Created in 1974 by Wilshire Associates, the index originally included approximately 5,000 stocks — hence the name. Over the decades, the number of publicly listed U.S. companies has declined significantly (from over 7,000 in the late 1990s to around 3,500 today) due to mergers, acquisitions, delistings, and the shift toward staying private longer. The name stuck even as the count dropped.
The Wilshire 5000 includes large-cap, mid-cap, and small-cap stocks — essentially every U.S.-domiciled equity that trades on the NYSE, Nasdaq, or NYSE American with available pricing. It’s often called the “total stock market index” because it aims to leave nothing out.
How Is the Wilshire 5000 Weighted?
The index is float-adjusted market-cap weighted, similar to the S&P 500. Larger companies carry proportionally more weight. Because the S&P 500’s large-cap stocks represent about 80% of total U.S. market capitalization, the Wilshire 5000 and S&P 500 tend to move in near-lockstep — the correlation is typically above 0.98.
Wilshire 5000 vs. Other Broad Indexes
| Feature | Wilshire 5000 | S&P 500 | Russell 3000 |
|---|---|---|---|
| Components | ~3,400 | 500 | 3,000 |
| Coverage | ~100% of U.S. market | ~80% of U.S. market | ~96% of U.S. market |
| Selection | All liquid U.S. stocks | Committee-selected | Rules-based (market cap) |
| Weighting | Float-adjusted market-cap | Float-adjusted market-cap | Market-cap |
| Includes small-caps | Yes | No | Yes |
| Popular ETF | VTI (tracks CRSP, similar) | VOO, SPY | VTHR |
How to Invest in the Total U.S. Market
There’s no major ETF that directly tracks the Wilshire 5000. However, the concept of “total market” investing is extremely popular through funds tracking similar all-market indexes:
Vanguard Total Stock Market ETF (VTI) tracks the CRSP US Total Market Index and is the most popular total-market fund. Schwab Total Stock Market Index (SWTSX) and iShares Russell 3000 ETF (IWV) offer similar exposure. These funds effectively give you the same idea as the Wilshire 5000 — broad, diversified U.S. equity exposure from mega-cap to micro-cap.
Why Does the Wilshire 5000 Have Fewer Than 5,000 Stocks?
The U.S. has seen a dramatic decline in the number of publicly listed companies. In 1998, there were over 7,500 public companies. By 2025, that number had fallen to roughly 3,500. Reasons include: increased M&A activity, private equity buyouts, companies choosing to stay private longer (partly due to regulatory costs of being public), and the rise of venture capital allowing companies to grow without IPOs.
Key Takeaways
- The Wilshire 5000 aims to capture the entire U.S. stock market — currently about 3,400 stocks despite the name.
- It’s float-adjusted market-cap weighted, so large-caps still dominate the index.
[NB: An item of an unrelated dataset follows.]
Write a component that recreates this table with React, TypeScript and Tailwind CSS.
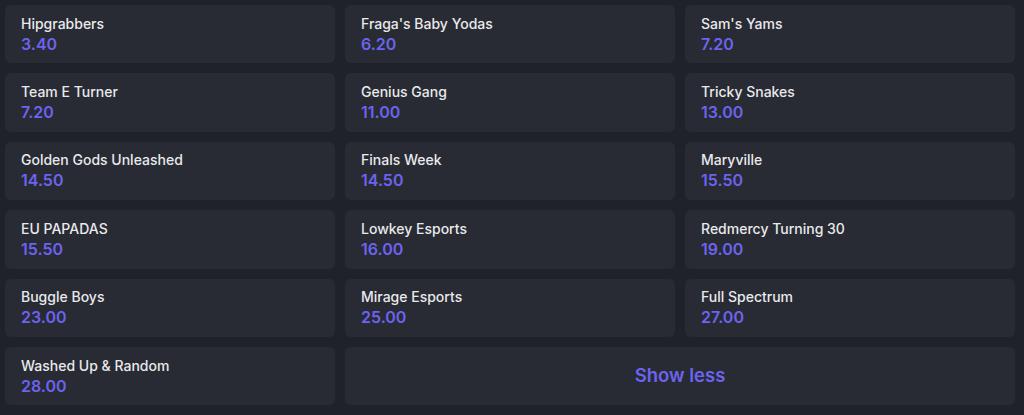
const teams: [string, string][] = [
  ["Hipgrabbers", "3.40"],
  ["Fraga's Baby Yodas", "6.20"],
  ["Sam's Yams", "7.20"],
  ["Team E Turner", "7.20"],
  ["Genius Gang", "11.00"],
  ["Tricky Snakes", "13.00"],
  ["Golden Gods Unleashed", "14.50"],
  ["Finals Week", "14.50"],
  ["Maryville", "15.50"],
  ["EU PAPADAS", "15.50"],
  ["Lowkey Esports", "16.00"],
  ["Redmercy Turning 30", "19.00"],
  ["Buggle Boys", "23.00"],
  ["Mirage Esports", "25.00"],
  ["Full Spectrum", "27.00"],
  ["Washed Up & Random", "28.00"],
];

function OddsCard({ name, odds }: { name: string; odds: string }) {
  return (
    <div className="flex flex-col justify-center rounded-[6px] bg-[#282b33] pl-[16px] pt-[1px]">
      <span className="text-[14px] leading-[18px] font-medium text-[#e8e9ec]">{name}</span>
      <span className="text-[16px] leading-[22px] font-semibold text-[#6c63ef]">{odds}</span>
    </div>
  );
}

export default function App() {
  return (
    <div className="h-[415px] w-[1024px] bg-[#20222a] pl-[5px] pt-[5px] font-['Inter',sans-serif]">
      <div className="grid w-[1010px] grid-cols-3 auto-rows-[58.4px] gap-x-[10px] gap-y-[10px]">
        {teams.map(([n, o]) => (
          <OddsCard key={n} name={n} odds={o} />
        ))}
        <button className="col-span-2 flex items-center justify-center rounded-[6px] bg-[#282b33] text-[18.5px] font-semibold text-[#6c63ef]">
          Show less
        </button>
      </div>
    </div>
  );
}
- Performance closely mirrors the S&P 500 because large-cap stocks account for ~80% of either index’s value.
- Total-market funds like VTI (which tracks a similar concept) are among the most popular long-term investment vehicles.
- The number of U.S. public companies has declined by more than 50% since the late 1990s.
Frequently Asked Questions
Why is it called the Wilshire 5000 if it doesn’t have 5,000 stocks?
It had approximately 5,000 stocks when it launched in 1974. The number of U.S. public companies has since declined dramatically. The name was kept for brand recognition even though the actual count is now around 3,400.
Is the Wilshire 5000 better than the S&P 500 for investing?
For practical purposes, they perform almost identically because large-cap stocks dominate both. The Wilshire 5000 (or total-market equivalents like VTI) adds small and mid-cap exposure, which can provide a slight performance boost over very long time horizons — but also adds marginally more volatility.
What is the difference between the Wilshire 5000 and the Russell 3000?
Both aim to be comprehensive U.S. equity benchmarks. The Russell 3000 is rules-based and capped at exactly 3,000 stocks. The Wilshire 5000 includes all qualified stocks regardless of number. In practice, the Wilshire 5000 includes very small micro-cap stocks that the Russell 3000 excludes.
Can I buy a Wilshire 5000 ETF?
There’s no major ETF tracking the Wilshire 5000 directly. The closest alternatives are VTI (Vanguard Total Stock Market ETF, tracking the CRSP index) and ITOT (iShares Core S&P Total U.S. Stock Market ETF). These funds achieve the same goal — total U.S. market exposure.
How has the Wilshire 5000 performed historically?
The Wilshire 5000 has averaged approximately 10–11% annual returns since inception, in line with the S&P 500. Its all-time high value has consistently trended upward over decades, though it experienced significant drawdowns during the dot-com bust, the 2008 financial crisis, and the 2020 pandemic crash.